Davina was initially invited to attend a disciplinary hearing and sent a bundle of documents to support a total of eight allegations.

She felt overwhelmed as she could not make sense of information. It was also unclear what evidence related to which allegation.

Davina wished to exercise her right to be accompanied at the disciplinary hearing.

She initially asked a senior colleague for help, but he reviewed the evidence and advised her she needed expert help because the case was confusing and unclear.

Davina then contacted the Castle Associates Employee Support Centre for help.

After reviewing the case our representative contacted the employer to request clarification in regards to the allegations, and which parts of the vast evidence supported which allegations.
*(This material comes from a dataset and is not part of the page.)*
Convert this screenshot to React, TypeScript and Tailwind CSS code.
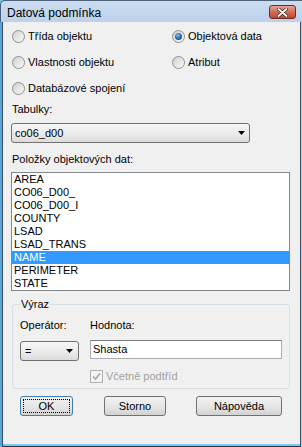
import React from 'react';

const items = ['AREA', 'CO06_D00_', 'CO06_D00_I', 'COUNTY', 'LSAD', 'LSAD_TRANS', 'NAME', 'PERIMETER', 'STATE'];

function Radio({ label, checked = false }: { label: string; checked?: boolean }) {
  return (
    <div className="flex items-center h-[13px] ml-[1px]">
      <span className="relative w-[13px] h-[13px] rounded-full border border-[#8f8f8f] bg-gradient-to-br from-[#cfcfcf] to-[#fbfbfb] flex items-center justify-center shrink-0">
        {checked && (
          <span className="w-[7px] h-[7px] rounded-full bg-[radial-gradient(circle_at_40%_35%,#8fc4f0_0%,#2a6fb8_45%,#153e6e_100%)]" />
        )}
      </span>
      <span className="ml-[3px] leading-[13px]">{label}</span>
    </div>
  );
}

function Arrow() {
  return (
    <svg width="7" height="4" viewBox="0 0 7 4" className="shrink-0">
      <path d="M0 0 H7 L3.5 4 Z" fill="#000" />
    </svg>
  );
}

function Button({ label, width, focused = false }: { label: string; width: number; focused?: boolean }) {
  return (
    <div
      className={`relative h-[20px] rounded-[3px] border flex items-center justify-center bg-gradient-to-b from-[#f2f2f2] via-[#e7e7e7] to-[#d2d2d2] ${
        focused ? 'border-[#3c7fb1]' : 'border-[#707070]'
      }`}
      style={{ width }}
    >
      {focused && <span className="absolute inset-[2px] border border-dotted border-[#000]" />}
      <span className="leading-[13px]">{label}</span>
    </div>
  );
}

export default function App() {
  return (
    <div className="w-[302px] h-[447px] flex flex-col bg-[#7fc2ea] text-[11px] text-black font-['Liberation_Sans',Arial,sans-serif] overflow-hidden">
      {/* Title bar */}
      <div className="h-[22px] flex items-center justify-between bg-gradient-to-b from-[#cbdcf0] to-[#bcd1ea] border-l border-t border-[#4b5f78] rounded-tl-[5px] shrink-0">
        <span className="ml-[6px] text-[12px] leading-[14px] mt-[2px]">Datová podmínka</span>
        <div className="mr-[6px] mt-[1px] w-[27px] h-[14px] rounded-[3px] border border-[#6d2b22] bg-gradient-to-b from-[#e8a596] via-[#d36a56] to-[#c24630] flex items-center justify-center">
          <svg width="11" height="9" viewBox="0 0 11 9">
            <path d="M1.5 1 L9.5 8 M9.5 1 L1.5 8" stroke="#5a2018" strokeWidth="3.4" strokeLinecap="round" />
            <path d="M1.5 1 L9.5 8 M9.5 1 L1.5 8" stroke="#fff" strokeWidth="1.8" strokeLinecap="round" />
          </svg>
        </div>
      </div>

      <div className="flex flex-1">
        {/* left frame */}
        <div className="w-[2px] bg-[#5aa7dc]" />
        <div className="w-[1px] bg-[#3a4d63]" />

        <div className="w-[297px] flex flex-col">
          {/* Body */}
          <div className="h-[422px] bg-[#f0f0f0] pl-[8px] pt-[8px] flex flex-col">
            <div className="grid grid-cols-[160px_1fr] gap-y-[13px]">
              <Radio label="Třída objektu" />
              <Radio label="Objektová data" checked />
              <Radio label="Vlastnosti objektu" />
              <Radio label="Atribut" />
              <Radio label="Databázové spojení" />
            </div>

            <div className="mt-[8px] leading-[13px] ml-[1px]">Tabulky:</div>
            <div className="mt-[7px] w-[239px] h-[20px] rounded-[3px] border border-[#707070] bg-gradient-to-b from-[#f6f6f6] via-[#ececec] to-[#dcdcdc] flex items-center justify-between pl-[3px] pr-[4px]">
              <span className="leading-[13px]">co06_d00</span>
              <Arrow />
            </div>

            <div className="mt-[10px] leading-[13px] ml-[1px]">Položky objektových dat:</div>
            <div className="mt-[6px] w-[279px] h-[119px] border border-[#828790] bg-white flex flex-col">
              {items.map((it) => (
                <div
                  key={it}
                  className={`h-[13px] leading-[13px] pl-[2px] ${it === 'NAME' ? 'bg-[#3399ff] text-white' : ''}`}
                >
                  {it}
                </div>
              ))}
            </div>

            {/* Group box */}
            <div className="relative mt-[13px] ml-[1px] w-[278px] h-[85px] rounded-[3px] border border-[#d5dfe5] pl-[7px] pt-[14px]">
              <span className="absolute left-[7px] top-[-7px] px-[1px] bg-[#f0f0f0] leading-[13px]">Výraz</span>
              <div className="flex">
                <div className="w-[70px] flex flex-col">
                  <span className="leading-[13px]">Operátor:</span>
                  <div className="mt-[9px] w-[59px] h-[20px] rounded-[3px] border border-[#707070] bg-gradient-to-b from-[#f6f6f6] via-[#ececec] to-[#dcdcdc] flex items-center justify-between pl-[4px] pr-[5px]">
                    <span className="leading-[13px]">=</span>
                    <Arrow />
                  </div>
                </div>
                <div className="flex flex-col">
                  <span className="leading-[13px]">Hodnota:</span>
                  <div className="mt-[8px] w-[192px] h-[19px] border border-[#abadb3] border-t-[#7a7c81] bg-white flex items-center pl-[2px]">
                    <span className="leading-[13px]">Shasta</span>
                  </div>
                  <div className="mt-[11px] flex items-center h-[13px]">
                    <span className="w-[13px] h-[13px] border border-[#b1b1b1] bg-[#f4f4f4] flex items-center justify-center">
                      <svg width="9" height="9" viewBox="0 0 9 9">
                        <path d="M1 4.5 L3.5 7 L8 1.5" stroke="#a6a6a6" strokeWidth="1.6" fill="none" />
                      </svg>
                    </span>
                    <span className="ml-[3px] leading-[13px] text-[#a0a0a0]">Včetně podtříd</span>
                  </div>
                </div>
              </div>
            </div>

            {/* Buttons */}
            <div className="mt-[7px] flex items-center">
              <div className="ml-[9px]">
                <Button label="OK" width={53} focused />
              </div>
              <div className="ml-[31px]">
                <Button label="Storno" width={62} />
              </div>
              <div className="ml-[30px]">
                <Button label="Nápověda" width={86} />
              </div>
            </div>
          </div>
          <div className="h-[2px] bg-[#79c8ee]" />
          <div className="h-[1px] bg-[#22364c]" />
        </div>

        {/* right frame */}
        <div className="w-[1px] bg-[#3a4d63]" />
        <div className="w-[1px] bg-[#9fd3f2]" />
      </div>
    </div>
  );
}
The response from the HR advisor was that the evidence supported all of the allegations, and any further clarification can be sought at the hearing.

In subsequent email correspondence our representative contended that this was a breach of the ACAS Code of Practice.
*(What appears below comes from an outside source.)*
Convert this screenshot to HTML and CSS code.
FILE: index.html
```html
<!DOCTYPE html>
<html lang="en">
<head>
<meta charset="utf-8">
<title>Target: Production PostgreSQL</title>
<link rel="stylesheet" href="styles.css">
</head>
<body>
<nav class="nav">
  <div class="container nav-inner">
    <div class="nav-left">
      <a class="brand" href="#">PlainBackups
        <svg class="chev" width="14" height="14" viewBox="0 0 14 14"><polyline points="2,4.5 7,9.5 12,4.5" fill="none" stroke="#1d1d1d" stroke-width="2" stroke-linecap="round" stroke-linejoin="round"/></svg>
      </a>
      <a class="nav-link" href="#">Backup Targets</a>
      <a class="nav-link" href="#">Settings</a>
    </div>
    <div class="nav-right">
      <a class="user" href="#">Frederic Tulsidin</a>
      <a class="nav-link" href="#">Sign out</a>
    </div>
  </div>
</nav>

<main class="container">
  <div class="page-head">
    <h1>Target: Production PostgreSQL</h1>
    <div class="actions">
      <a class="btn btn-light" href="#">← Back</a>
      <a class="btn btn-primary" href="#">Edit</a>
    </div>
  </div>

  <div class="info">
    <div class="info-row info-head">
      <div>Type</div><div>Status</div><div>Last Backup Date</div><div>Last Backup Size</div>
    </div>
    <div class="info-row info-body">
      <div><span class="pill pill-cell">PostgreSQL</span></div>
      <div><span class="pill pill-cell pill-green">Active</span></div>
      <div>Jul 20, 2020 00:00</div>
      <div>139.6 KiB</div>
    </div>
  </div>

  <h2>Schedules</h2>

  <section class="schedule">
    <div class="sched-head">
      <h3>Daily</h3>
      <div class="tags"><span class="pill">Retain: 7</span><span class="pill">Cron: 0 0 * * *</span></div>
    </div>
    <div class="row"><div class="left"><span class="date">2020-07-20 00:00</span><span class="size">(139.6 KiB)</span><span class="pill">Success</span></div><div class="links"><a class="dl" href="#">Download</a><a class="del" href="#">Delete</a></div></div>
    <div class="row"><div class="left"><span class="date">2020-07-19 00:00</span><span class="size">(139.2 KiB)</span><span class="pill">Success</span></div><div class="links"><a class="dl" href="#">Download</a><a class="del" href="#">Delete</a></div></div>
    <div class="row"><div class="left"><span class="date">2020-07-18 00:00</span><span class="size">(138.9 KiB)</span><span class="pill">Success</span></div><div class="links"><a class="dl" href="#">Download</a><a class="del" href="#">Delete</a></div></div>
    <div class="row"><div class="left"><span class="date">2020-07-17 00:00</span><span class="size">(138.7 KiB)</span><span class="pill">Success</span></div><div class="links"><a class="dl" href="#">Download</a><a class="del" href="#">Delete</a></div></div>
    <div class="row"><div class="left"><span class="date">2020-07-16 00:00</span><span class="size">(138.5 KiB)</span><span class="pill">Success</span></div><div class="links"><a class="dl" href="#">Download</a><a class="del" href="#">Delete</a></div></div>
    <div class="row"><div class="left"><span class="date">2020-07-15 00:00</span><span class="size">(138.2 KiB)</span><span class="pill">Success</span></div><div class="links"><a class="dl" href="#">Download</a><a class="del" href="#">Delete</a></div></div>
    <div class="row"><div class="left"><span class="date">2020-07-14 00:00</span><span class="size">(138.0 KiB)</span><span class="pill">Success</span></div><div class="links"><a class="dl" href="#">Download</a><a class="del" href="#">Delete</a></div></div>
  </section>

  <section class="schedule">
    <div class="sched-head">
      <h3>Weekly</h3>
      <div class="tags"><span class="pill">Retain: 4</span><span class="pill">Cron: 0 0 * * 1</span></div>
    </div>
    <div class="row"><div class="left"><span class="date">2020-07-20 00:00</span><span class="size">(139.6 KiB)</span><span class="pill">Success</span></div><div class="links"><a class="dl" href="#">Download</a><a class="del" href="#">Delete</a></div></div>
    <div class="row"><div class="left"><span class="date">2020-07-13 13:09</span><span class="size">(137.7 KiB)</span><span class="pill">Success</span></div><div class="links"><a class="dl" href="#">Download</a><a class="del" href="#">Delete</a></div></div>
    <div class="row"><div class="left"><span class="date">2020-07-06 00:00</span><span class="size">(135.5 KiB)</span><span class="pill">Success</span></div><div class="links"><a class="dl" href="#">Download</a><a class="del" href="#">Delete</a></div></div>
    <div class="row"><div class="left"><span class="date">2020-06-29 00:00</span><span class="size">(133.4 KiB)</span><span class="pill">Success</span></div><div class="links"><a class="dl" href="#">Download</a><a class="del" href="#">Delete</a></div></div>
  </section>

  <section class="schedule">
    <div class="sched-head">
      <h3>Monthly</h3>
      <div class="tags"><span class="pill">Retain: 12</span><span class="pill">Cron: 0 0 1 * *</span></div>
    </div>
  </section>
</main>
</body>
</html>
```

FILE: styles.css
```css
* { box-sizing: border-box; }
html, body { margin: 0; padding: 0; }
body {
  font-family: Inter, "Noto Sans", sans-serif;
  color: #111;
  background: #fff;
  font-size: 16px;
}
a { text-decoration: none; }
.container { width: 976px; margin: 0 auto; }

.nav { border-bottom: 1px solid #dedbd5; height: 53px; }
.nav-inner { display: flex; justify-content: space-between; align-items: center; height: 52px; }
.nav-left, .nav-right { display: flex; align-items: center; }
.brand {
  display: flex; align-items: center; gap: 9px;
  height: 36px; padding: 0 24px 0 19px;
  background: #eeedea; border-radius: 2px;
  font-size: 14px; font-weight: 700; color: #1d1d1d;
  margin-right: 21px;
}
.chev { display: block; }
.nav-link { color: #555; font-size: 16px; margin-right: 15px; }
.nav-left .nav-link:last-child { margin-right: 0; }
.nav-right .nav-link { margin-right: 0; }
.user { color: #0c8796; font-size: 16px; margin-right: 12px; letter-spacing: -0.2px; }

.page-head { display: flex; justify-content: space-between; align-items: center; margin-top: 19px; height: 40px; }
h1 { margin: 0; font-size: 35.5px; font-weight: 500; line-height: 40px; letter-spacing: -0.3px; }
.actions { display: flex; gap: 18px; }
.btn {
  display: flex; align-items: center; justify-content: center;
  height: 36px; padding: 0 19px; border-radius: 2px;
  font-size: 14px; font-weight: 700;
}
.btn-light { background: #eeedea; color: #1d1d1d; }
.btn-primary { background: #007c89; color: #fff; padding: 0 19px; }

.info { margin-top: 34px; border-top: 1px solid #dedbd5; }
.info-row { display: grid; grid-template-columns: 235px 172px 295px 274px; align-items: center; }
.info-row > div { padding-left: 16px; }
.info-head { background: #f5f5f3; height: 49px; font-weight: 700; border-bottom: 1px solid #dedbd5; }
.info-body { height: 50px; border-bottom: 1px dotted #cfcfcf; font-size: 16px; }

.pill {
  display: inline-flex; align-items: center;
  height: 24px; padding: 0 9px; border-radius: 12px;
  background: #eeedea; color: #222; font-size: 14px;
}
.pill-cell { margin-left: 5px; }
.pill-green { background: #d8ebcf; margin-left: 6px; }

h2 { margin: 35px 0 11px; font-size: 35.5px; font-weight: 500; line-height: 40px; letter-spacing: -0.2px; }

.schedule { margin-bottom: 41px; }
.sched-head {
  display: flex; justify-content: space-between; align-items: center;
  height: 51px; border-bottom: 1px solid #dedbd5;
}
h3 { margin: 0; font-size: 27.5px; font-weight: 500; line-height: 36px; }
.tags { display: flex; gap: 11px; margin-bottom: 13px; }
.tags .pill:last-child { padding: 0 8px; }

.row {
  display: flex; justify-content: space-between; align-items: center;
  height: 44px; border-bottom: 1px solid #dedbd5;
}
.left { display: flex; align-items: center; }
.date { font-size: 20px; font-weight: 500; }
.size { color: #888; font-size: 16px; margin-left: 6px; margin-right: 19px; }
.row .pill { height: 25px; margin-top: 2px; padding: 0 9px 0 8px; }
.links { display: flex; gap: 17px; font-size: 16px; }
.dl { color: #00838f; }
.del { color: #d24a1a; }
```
The company was told that the failure to provide clarification and sufficient information in advance of the disciplinary hearing was denying Davina reasonable time to prepare her case, which can be considered a breach of the Code.

The employer did not respond to this. After two days our representative chased it up.

Later the same day Davina was sent a ‘revised’ disciplinary invite. It contained just one allegation of taking a colleague’s property without permission, which could be considered an act of theft and if proven amount to gross misconduct.

At the disciplinary hearing it was explained that another workmate suggested Davina use the laptop case as it was not being used, and she could not find her own. Later on Davina, after finding her own case, simply forgot that she had it, for which she apologised.

It was asserted that no reasonable employer would ever consider it an act of theft. There was no policy in regards to matters such as this, and in addition both a colleague and manager knew that Davina was borrowing the case.

The disciplinary hearing chair said the allegation had to be taken seriously as Davina had admitted taking the case without permission of the person it belonged to.

However, following a break in the hearing Davina was cleared of any wrongdoing. She was given words of advice about what she should do in future if she ever wanted to borrow an item belonging to a colleague.